Idk if this is relevant here but it feels like it is and has been swimming around in my mind for a while now. I feel like a lot of these barriers and born from peer groups and if you'd grown up around a different set of people in a different place you (Luka) could easily be a huge hair metal fan or whatever. As a kid of the very late 90s I wasn't around to know what the right shit to be into was for say, jungle. Very few reference points apart from 1 in the jungle, but that was way back when I was 11 or so. So I love ltj with conrad as much as I like SS - Black. There's no politics dividing me on any of it. It's binary taste. Like or not. No beefs, critiques from those in the know. In fact it was only on here that I discovered how deep the bitterness towards ltj can be.

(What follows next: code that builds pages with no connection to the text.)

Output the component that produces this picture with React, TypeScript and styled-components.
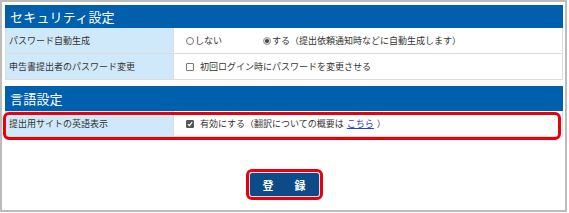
import React from 'react';
import styled, { createGlobalStyle } from 'styled-components';

const GlobalStyle = createGlobalStyle`
    html, body {
        margin: 0;
        padding: 0;
        background: #fff;
    }
    body {
        font-family: "Noto Sans CJK JP", "Noto Sans", sans-serif;
        color: #333;
    }
`;

const Frame = styled.div`
    width: 567px;
    height: 212px;
    box-sizing: border-box;
    border: 2px solid #bcbcbc;
    padding: 3px 2px 0 3px;
    display: flex;
    flex-direction: column;
`;

const Section = styled.div`
    position: relative;
    margin-bottom: 6px;
`;

const SectionHeader = styled.div<{ $h?: number }>`
    height: ${ p => p.$h ?? 23 }px;
    background: #0060ad;
    color: #fff;
    font-size: 13px;
    padding-left: 5px;
    display: flex;
    align-items: center;
    letter-spacing: 0.2px;
`;

const Table = styled.div`
    border: 1px solid #dcdcdc;
    border-top: none;
`;

const Row = styled.div<{ $first?: boolean }>`
    display: grid;
    grid-template-columns: 168px 1fr;
    height: 25px;
    border-top: ${ p => p.$first ? 'none' : '1px solid #dcdcdc' };
`;

const Label = styled.div`
    background: #cfe9fb;
    border-right: 1px solid #dcdcdc;
    padding-left: 3px;
    font-size: 9px;
    display: flex;
    align-items: center;
`;

const Value = styled.div`
    padding-left: 12px;
    font-size: 9px;
    display: flex;
    align-items: center;
`;

const Option = styled.span<{ $gap?: number }>`
    display: inline-flex;
    align-items: center;
    margin-right: ${ p => p.$gap ?? 0 }px;
`;

const Radio = styled.span<{ $on?: boolean }>`
    width: 8px;
    height: 8px;
    border-radius: 50%;
    border: 1px solid ${ p => p.$on ? '#999' : '#777' };
    background: ${ p => p.$on ? '#ddd' : '#fff' };
    box-sizing: border-box;
    margin-right: 1px;
    display: inline-flex;
    align-items: center;
    justify-content: center;
    &::after {
        content: '';
        display: ${ p => p.$on ? 'block' : 'none' };
        width: 4px;
        height: 4px;
        border-radius: 50%;
        background: #444;
    }
`;

const Box = styled.span<{ $on?: boolean }>`
    width: 8px;
    height: 8px;
    box-sizing: border-box;
    border: 1px solid ${ p => p.$on ? '#555' : '#777' };
    border-radius: 1px;
    background: ${ p => p.$on ? '#555' : '#fff' };
    margin-right: 6px;
    display: inline-flex;
    align-items: center;
    justify-content: center;
`;

const Link = styled.a`
    color: #2240d0;
    text-decoration: underline;
    margin: 0 3px;
`;

const Highlight = styled.div`
    position: absolute;
    left: -2px;
    right: 2px;
    bottom: -3px;
    height: 28px;
    border: 3px solid #e8000b;
    border-radius: 6px;
    box-sizing: border-box;
    pointer-events: none;
`;

const Actions = styled.div`
    display: flex;
    justify-content: center;
    margin-top: 26px;
`;

const Ring = styled.div`
    border: 3px solid #e8000b;
    border-radius: 6px;
    display: flex;
`;

const Submit = styled.button`
    width: 71px;
    height: 25px;
    border: 1px solid #d8e2ec;
    border-radius: 3px;
    background: #0c4b88;
    color: #fff;
    font-family: "Noto Sans CJK JP", sans-serif;
    font-weight: 700;
    font-size: 11px;
    letter-spacing: 5px;
    padding: 0 0 0 5px;
    cursor: pointer;
`;

const Check = () => (
    <svg width="6" height="6" viewBox="0 0 6 6">
        <path d="M0.8 3.1 L2.4 4.6 L5.2 1.2" stroke="#fff" strokeWidth="1.2" fill="none" />
    </svg>
);

export default function App() {
    return (
        <>
            <GlobalStyle />
            <Frame>
                <Section>
                    <SectionHeader>セキュリティ設定</SectionHeader>
                    <Table>
                        <Row $first>
                            <Label>パスワード自動生成</Label>
                            <Value>
                                <Option $gap={ 41 }><Radio />しない</Option>
                                <Option><Radio $on />する（提出依頼通知時などに自動生成します）</Option>
                            </Value>
                        </Row>
                        <Row>
                            <Label>申告書提出者のパスワード変更</Label>
                            <Value>
                                <Option><Box />初回ログイン時にパスワードを変更させる</Option>
                            </Value>
                        </Row>
                    </Table>
                </Section>
                <Section>
                    <SectionHeader $h={ 25 }>言語設定</SectionHeader>
                    <Table>
                        <Row $first>
                            <Label>提出用サイトの英語表示</Label>
                            <Value>
                                <Option><Box $on><Check /></Box>有効にする（翻訳についての概要は<Link href="#">こちら</Link>）</Option>
                            </Value>
                        </Row>
                    </Table>
                    <Highlight />
                </Section>
                <Actions>
                    <Ring>
                        <Submit>登　録</Submit>
                    </Ring>
                </Actions>
            </Frame>
        </>
    );
}
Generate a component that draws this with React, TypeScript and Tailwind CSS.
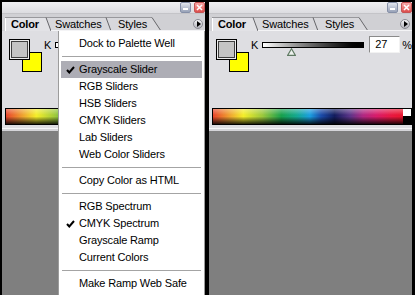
import React from 'react';

type Entry = { label?: string; checked?: boolean; active?: boolean; sep?: boolean };

const menuItems: Entry[] = [
  { label: 'Dock to Palette Well' },
  { sep: true },
  { label: 'Grayscale Slider', checked: true, active: true },
  { label: 'RGB Sliders' },
  { label: 'HSB Sliders' },
  { label: 'CMYK Sliders' },
  { label: 'Lab Sliders' },
  { label: 'Web Color Sliders' },
  { sep: true },
  { label: 'Copy Color as HTML' },
  { sep: true },
  { label: 'RGB Spectrum' },
  { label: 'CMYK Spectrum', checked: true },
  { label: 'Grayscale Ramp' },
  { label: 'Current Colors' },
  { sep: true },
  { label: 'Make Ramp Web Safe' },
];

const Check = () => (
  <svg width="9" height="8" viewBox="0 0 9 8">
    <path d="M1 4 L3.3 6.5 L8 1" fill="none" stroke="#000" strokeWidth="2" />
  </svg>
);

const TitleBar = () => (
  <div className="flex h-[12px] justify-end gap-[3px] border-b border-[#c4c4c8] bg-gradient-to-b from-[#efeff2] to-[#dcdce0]">
    <div className="flex h-[11px] w-[11px] items-end justify-center rounded-[2px] border border-[#8690a8] bg-gradient-to-b from-[#e2e6ee] to-[#98a2b8] pb-[2px]">
      <div className="h-[2px] w-[5px] bg-white" />
    </div>
    <div className="flex h-[11px] w-[11px] items-center justify-center rounded-[2px] border border-[#c45454] bg-gradient-to-b from-[#f6a8a8] to-[#dc4c4c]">
      <svg width="7" height="7" viewBox="0 0 7 7">
        <path d="M1 1L6 6M6 1L1 6" stroke="#fff" strokeWidth="1.6" />
      </svg>
    </div>
  </div>
);

const TabRow = () => (
  <div className="relative flex h-[17px] items-start bg-[#d0d0d4]">
    {/* tab outlines */}
    <svg className="absolute inset-0" width="203" height="17" viewBox="0 0 203 17">
      <path d="M104 3H150L159 17H109Z" fill="#d8d8dc" />
      <path d="M44 3H104L109 17H49Z" fill="#d8d8dc" />
      <path d="M3 17V3H44L49 17Z" fill="#e2e2e6" />
      <path d="M3 3.5H150" stroke="#98989c" />
      <path d="M3.5 17V4" stroke="#ffffff" />
      <path d="M44 3.5L49 17M104 3.5L109 17M150 3.5L159 17" stroke="#66666a" />
      <path d="M49 16.5H203" stroke="#f4f4f6" />
    </svg>
    <div className="relative flex pl-[9px] pt-[4px] leading-[13px]">
      <span className="w-[44px] font-bold">Color</span>
      <span className="w-[63px]">Swatches</span>
      <span>Styles</span>
    </div>
    <div className="relative ml-auto mr-[2px] mt-[5px] flex h-[10px] w-[10px] items-center justify-center rounded-full border border-[#8a8a92] bg-gradient-to-b from-[#f4f4f6] to-[#b4b4bc]">
      <div className="ml-[1px] h-0 w-0 border-y-[3px] border-l-[4px] border-y-transparent border-l-black" />
    </div>
  </div>
);

// covered: the left panel's field sits under the open menu, so its text is left out
const Body = ({ covered }: { covered?: boolean }) => (
  <div className="flex h-[97px] flex-col bg-[#dedee2]">
    <div className="flex items-start pl-[7px] pt-[5px]">
      <div className="relative mt-[3px] h-[33px] w-[33px]">
        <div className="absolute left-[13px] top-[13px] h-[20px] w-[20px] border border-black bg-[#ffff00]" />
        <div className="absolute left-0 top-0 h-[21px] w-[21px] border border-black bg-[#ececec] p-[1px]">
          <div className="h-full w-full border border-[#404040] bg-[#c4c4c4]" />
        </div>
      </div>
      <span className="ml-[2px] mt-[3px] leading-[13px]">K</span>
      <div className="ml-[4px] mt-[6px] flex flex-col">
        <div className="h-[6px] w-[102px] border border-black bg-gradient-to-r from-white to-black" />
        <svg className="ml-[25px]" width="9" height="8" viewBox="0 0 9 8">
          <path d="M4.5 0.8L8.3 7.3H0.7Z" fill="#eef2ee" stroke="#5f7a63" strokeWidth="1.2" />
        </svg>
      </div>
      {!covered && (
        <>
          <div className="ml-[5px] flex h-[17px] w-[31px] items-center border border-b-[#f2f2f2] border-l-[#8a8a8a] border-r-[#f2f2f2] border-t-[#8a8a8a] bg-white pl-[5px] leading-[13px]">
            27
          </div>
          <span className="ml-[2px] mt-[3px] leading-[13px]">%</span>
        </>
      )}
    </div>
    <div className="mb-[3px] ml-[3px] mt-auto flex h-[17px] border border-black">
      <div className="flex-1 bg-[linear-gradient(to_bottom,rgba(255,255,255,0.35),rgba(255,255,255,0)_40%,rgba(0,0,0,0)_50%,rgba(0,0,0,0.85)),linear-gradient(to_right,#e8442c,#f0b030_10%,#f4ee2a_16%,#9cc83c_26%,#18a04c_36%,#14a890_44%,#1a9ee0_51%,#1a4aa8_57%,#121c5c_64%,#5a3488_72%,#b02882_79%,#d81c6a_86%,#e81840_94%,#e8142c)]" />
      <div className="flex w-[8px] flex-col bg-black">
        <div className="h-[7px] bg-white" />
      </div>
    </div>
  </div>
);

const Panel = ({ covered }: { covered?: boolean }) => (
  <div className="flex w-[203px] flex-col">
    <TitleBar />
    <TabRow />
    <Body covered={covered} />
    <div className="h-[1px] bg-[#f6f6f8]" />
    <div className="h-[2px] bg-[#d4d4d8]" />
    <div className="flex-1 bg-[#7f7f7f]" />
  </div>
);

const Menu = () => (
  <div className="absolute left-[58px] top-[31px] h-[270px] w-[147px] border-x border-[#9c9c9c] bg-white pt-[4px]">
    {menuItems.map((item, i) =>
      item.sep ? (
        <div key={i} className="mx-[3px] flex h-[9px] items-center">
          <div className="h-[1px] w-full bg-[#a4a4a4]" />
        </div>
      ) : (
        <div
          key={i}
          className={`mx-[2px] flex h-[17px] items-center ${item.active ? 'bg-[#adadb5]' : ''}`}
        >
          <div className="flex w-[18px] justify-center pl-[1px]">{item.checked && <Check />}</div>
          <span className="leading-[13px]">{item.label}</span>
        </div>
      )
    )}
  </div>
);

export default function App() {
  return (
    <div className="relative flex h-[295px] w-[415px] gap-[4px] overflow-hidden bg-black pl-[2px] pt-[2px] font-['Liberation_Sans',Arial,sans-serif] text-[11px] tracking-[-0.15px] text-black">
      <Panel covered />
      <Panel />
      <Menu />
    </div>
  );
}
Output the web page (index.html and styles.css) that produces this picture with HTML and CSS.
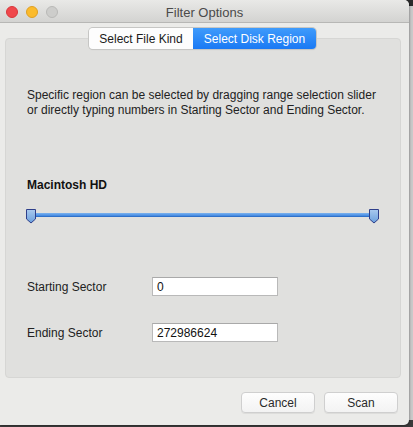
FILE: index.html
```html
<!DOCTYPE html>
<html>
<head>
<meta charset="utf-8">
<link rel="stylesheet" href="styles.css">
</head>
<body>
<div class="desk">
  <div class="window">
    <div class="titlebar">
      <div class="lights">
        <span class="light red"></span>
        <span class="light yellow"></span>
        <span class="light grey"></span>
      </div>
      <div class="title">Filter Options</div>
    </div>
    <div class="content">
      <div class="panel">
        <div class="tabs">
          <div class="tab">Select File Kind</div>
          <div class="tab active">Select Disk Region</div>
        </div>
        <p class="desc">Specific region can be selected by dragging range selection slider<br>or directly typing numbers in Starting Sector and Ending Sector.</p>
        <div class="disk">Macintosh HD</div>
        <div class="slider">
          <div class="track"></div>
          <svg class="knob kl" width="12" height="16" viewBox="0 0 12 16"><defs><linearGradient id="g1" x1="0" y1="0" x2="0" y2="1"><stop offset="0" stop-color="#a9c9ef"/><stop offset="1" stop-color="#6a9fdc"/></linearGradient></defs><path d="M1.5 1.5 H10.5 V11 L6 15 L1.5 11 Z" fill="url(#g1)" stroke="#2e3f8a" stroke-width="1" stroke-linejoin="round"/></svg>
          <svg class="knob kr" width="12" height="16" viewBox="0 0 12 16"><defs><linearGradient id="g2" x1="0" y1="0" x2="0" y2="1"><stop offset="0" stop-color="#a9c9ef"/><stop offset="1" stop-color="#6a9fdc"/></linearGradient></defs><path d="M1.5 1.5 H10.5 V11 L6 15 L1.5 11 Z" fill="url(#g2)" stroke="#2e3f8a" stroke-width="1" stroke-linejoin="round"/></svg>
        </div>
        <div class="row first">
          <span class="label">Starting Sector</span>
          <div class="field">0</div>
        </div>
        <div class="row">
          <span class="label">Ending Sector</span>
          <div class="field">272986624</div>
        </div>
      </div>
      <div class="buttons">
        <div class="btn">Cancel</div>
        <div class="btn">Scan</div>
      </div>
    </div>
  </div>
</div>
</body>
</html>
```
FILE: styles.css
```css
* { box-sizing: border-box; }
html, body { margin: 0; padding: 0; }
body {
  width: 413px;
  height: 427px;
  overflow: hidden;
  background: #cfcfcf;
  font-family: "Liberation Sans", Arial, sans-serif;
  color: #1e1e1e;
}
.desk {
  width: 413px;
  height: 427px;
  background: linear-gradient(to bottom, #2a2a2a 0, #2a2a2a 6px, #c9c9c9 6px, #c9c9c9 420px, #3a3a3a 420px);
}
.window {
  width: 409px;
  height: 425px;
  background: #ebebe9;
  border-radius: 0 5px 5px 0;
  box-shadow: 1px 1px 2px rgba(0,0,0,0.25);
  display: flex;
  flex-direction: column;
  overflow: hidden;
}
.titlebar {
  height: 23px;
  flex: none;
  background: linear-gradient(to bottom, #e9e9e7, #d3d3d1);
  border-bottom: 1px solid #b7b7b5;
  position: relative;
  display: flex;
  align-items: center;
  justify-content: center;
}
.lights {
  position: absolute;
  left: 6px;
  top: 6px;
  display: flex;
  gap: 8px;
}
.light {
  width: 12px;
  height: 12px;
  border-radius: 50%;
  display: block;
}
.red { background: #f0484c; border: 1px solid #d9373b; }
.yellow { background: #fbbb2c; border: 1px solid #dfa023; }
.grey { background: #cdcdcb; border: 1px solid #b9b9b7; }
.title {
  font-size: 13px;
  color: #4a4a4a;
  padding-top: 2px;
}
.content {
  flex: 1;
  display: flex;
  flex-direction: column;
  padding: 15px 8px 0 5px;
}
.panel {
  height: 340px;
  flex: none;
  background: #e0e0de;
  border: 1px solid #d6d6d4;
  border-radius: 4px;
  position: relative;
  padding: 0 0 0 21px;
}
.tabs {
  position: absolute;
  left: 83px;
  top: -11px;
  display: flex;
  height: 21px;
  border-radius: 4px;
  box-shadow: 0 0 0 1px #c6c6c4, 0 1px 1px rgba(0,0,0,0.12);
  overflow: hidden;
  font-size: 12px;
  white-space: nowrap;
}
.tab {
  background: #fdfdfd;
  color: #1a1a1a;
  display: flex;
  align-items: center;
  width: 104px;
  justify-content: center;
}
.tab.active {
  background: linear-gradient(to bottom, #3f9bfb, #1a79f4);
  color: #fff;
  width: 123px;
}
.desc {
  margin: 0;
  padding-top: 49px;
  font-size: 12px;
  line-height: 15px;
  color: #222;
  white-space: nowrap;
}
.disk {
  margin-top: 60px;
  font-size: 12px;
  font-weight: bold;
  line-height: 14px;
  color: #111;
}
.slider {
  position: relative;
  margin-top: 16px;
  margin-left: -2px;
  width: 355px;
  height: 18px;
}
.track {
  position: absolute;
  left: 6px;
  right: 6px;
  top: 5px;
  height: 4px;
  background: linear-gradient(to bottom, #7cb3ef, #3f86e0);
  border-bottom: 1px solid #2f70c9;
}
.knob { position: absolute; top: 0; }
.kl { left: 0; }
.kr { right: 0; }
.row {
  display: flex;
  align-items: center;
  height: 19px;
  margin-top: 27px;
}
.row.first { margin-top: 51px; }
.label {
  width: 125px;
  font-size: 12px;
  color: #222;
}
.field {
  width: 126px;
  height: 19px;
  background: #fff;
  border: 1px solid #b9b9b9;
  border-top-color: #a9a9a9;
  font-size: 12px;
  padding: 2px 0 0 4px;
  color: #111;
}
.buttons {
  display: flex;
  justify-content: flex-end;
  gap: 9px;
  padding: 14px 3px 0 0;
}
.btn {
  width: 74px;
  height: 21px;
  background: linear-gradient(to bottom, #fdfdfd, #f3f3f3);
  border: 1px solid #cfcfcf;
  border-radius: 4px;
  box-shadow: 0 1px 0 rgba(0,0,0,0.06);
  font-size: 12px;
  color: #2a2a2a;
  display: flex;
  align-items: center;
  justify-content: center;
}
```
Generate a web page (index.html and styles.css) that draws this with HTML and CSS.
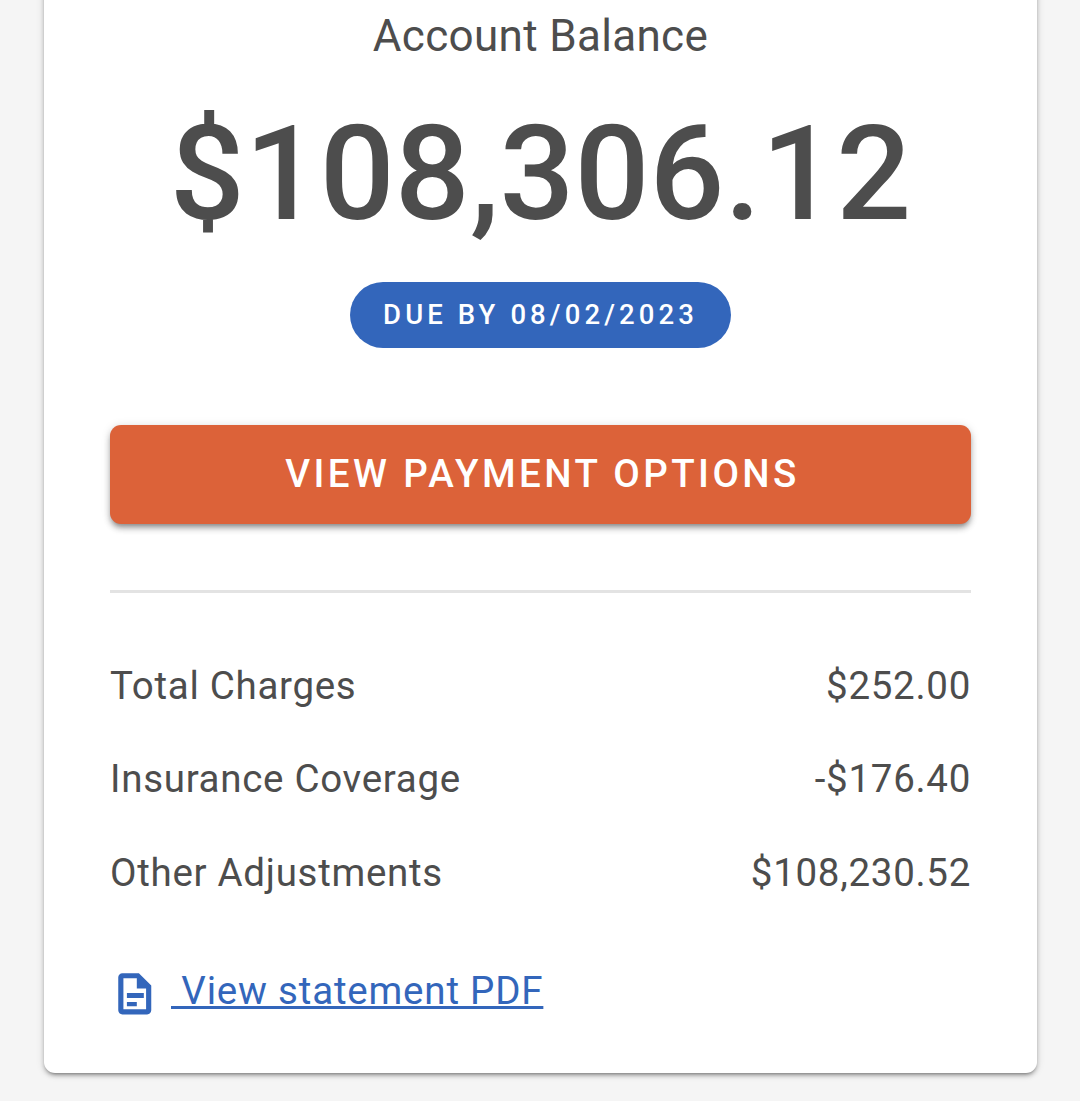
FILE: index.html
```html
<!DOCTYPE html>
<html lang="en">
<head>
    <meta charset="UTF-8">
    <title>Account Balance</title>
    <link rel="stylesheet" href="styles.css">
</head>
<body>
    <div class="card">
        <h2 class="title">Account Balance</h2>
        <div class="amount">$108,306.12</div>
        <div class="due-wrap">
            <span class="due">DUE BY 08/02/2023</span>
        </div>
        <button class="pay-btn">VIEW PAYMENT OPTIONS</button>
        <hr class="divider">
        <div class="row"><span>Total Charges</span><span>$252.00</span></div>
        <div class="row"><span>Insurance Coverage</span><span>-$176.40</span></div>
        <div class="row"><span>Other Adjustments</span><span>$108,230.52</span></div>
        <div class="pdf">
            <svg class="pdf-icon" viewBox="0 0 24 24" width="49.500" height="49.500">
                <path fill="#3366bb" fill-rule="evenodd" d="M6 2h8l6 6v12c0 1.100-.9 2-2 2H6c-1.100 0-2-.9-2-2V4c0-1.100.9-2 2-2zm.5 2.500v15h11v-10H13V4.500H6.500z"/>
                <path fill="#3366bb" d="M8.200 11.600h8.200V14H8.200zM8.200 16H13v2H8.200z"/>
            </svg>
            <a class="pdf-link" href="#">&nbsp;View statement PDF</a>
        </div>
    </div>
</body>
</html>
```

FILE: styles.css
```css
html, body {
    height: 100%;
}
body {
    margin: 0;
    padding: 0 43px 0 44px;
    background-color: #f5f5f5;
    font-family: Roboto, "Liberation Sans", sans-serif;
    color: #4d4d4d;
    overflow: hidden;
}
.card {
    background-color: white;
    border-radius: 11px;
    box-shadow: 0 3px 3px -2px rgba(0, 0, 0, 0.3), 0 3px 4px 0 rgba(0, 0, 0, 0.2), 0 1px 8px 0 rgba(0, 0, 0, 0.14);
    margin-top: -30px;
    padding: 38px 66px 54px;
}
.title {
    margin: 0;
    font-size: 44px;
    line-height: 56px;
    font-weight: 400;
    letter-spacing: 0.33px;
    text-align: center;
}
.amount {
    margin-top: 33px;
    font-size: 132px;
    line-height: 154px;
    font-weight: 500;
    text-align: center;
}
.due-wrap {
    display: flex;
    justify-content: center;
    margin-top: 31px;
}
.due {
    display: block;
    background-color: #3366bb;
    color: white;
    height: 66px;
    line-height: 66px;
    padding: 0 33px;
    border-radius: 33px;
    font-size: 27.5px;
    font-weight: 500;
    letter-spacing: 4.1px;
}
.pay-btn {
    display: block;
    width: 100%;
    height: 99px;
    margin-top: 77px;
    padding: 0 0 2px 4px;
    border: none;
    border-radius: 11px;
    background-color: #dc6239;
    color: white;
    font-family: inherit;
    font-size: 38.5px;
    font-weight: 500;
    letter-spacing: 3.4px;
    box-shadow: 0 4px 4px -2px rgba(0, 0, 0, 0.25), 0 5px 6px 0 rgba(0, 0, 0, 0.2), 0 1px 10px 0 rgba(0, 0, 0, 0.14);
}
.divider {
    margin: 66px 0 0;
    border: none;
    height: 3px;
    background-color: #e3e3e3;
}
.row {
    display: flex;
    justify-content: space-between;
    align-items: center;
    height: 93.5px;
    font-size: 38.5px;
    letter-spacing: 0.7px;
}
.divider + .row {
    margin-top: 45.7px;
}
.pdf {
    display: flex;
    align-items: center;
    margin-top: 44px;
}
.pdf-icon {
    display: block;
    margin-top: 6px;
    margin-right: 11.5px;
}
.pdf-link {
    color: #3366bb;
    font-size: 38.5px;
    letter-spacing: 0.8px;
}
```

Same goes for hip-hop, or rock. I'm a Johnny come lately and I think this frees me up of a whole load of unnecessary baggage. I don't want approval or validation due to what I listen to. I just like what I like.
However, being a 90s kid, idk where or how or what it was but there was definitely a hex put on the 80s and without even really questioning or caring why I'd written that shit off without giving it a chance. And that lasted until the last 10 or so years when getting into boogie, p funk, post punk, post disco through djs like Theo parrish. I remember always using the boogie tracks at GP's bar rumba sessions as drink breaks because it just didn't do anything to me. Sacharrine, syrupy, totally camp. No thanks. Now it's some of my favourite shit for all of those things. Funny ain't it. Part of growing up I guess. The thing I care about now is not missing out on things based on dumb prejudices.
So while yeah I would have loved to grow up in London circa 89-94 or New York 79-94, I didn't, and get to enjoy a whole load of music the purists from those times would never dare be known for liking.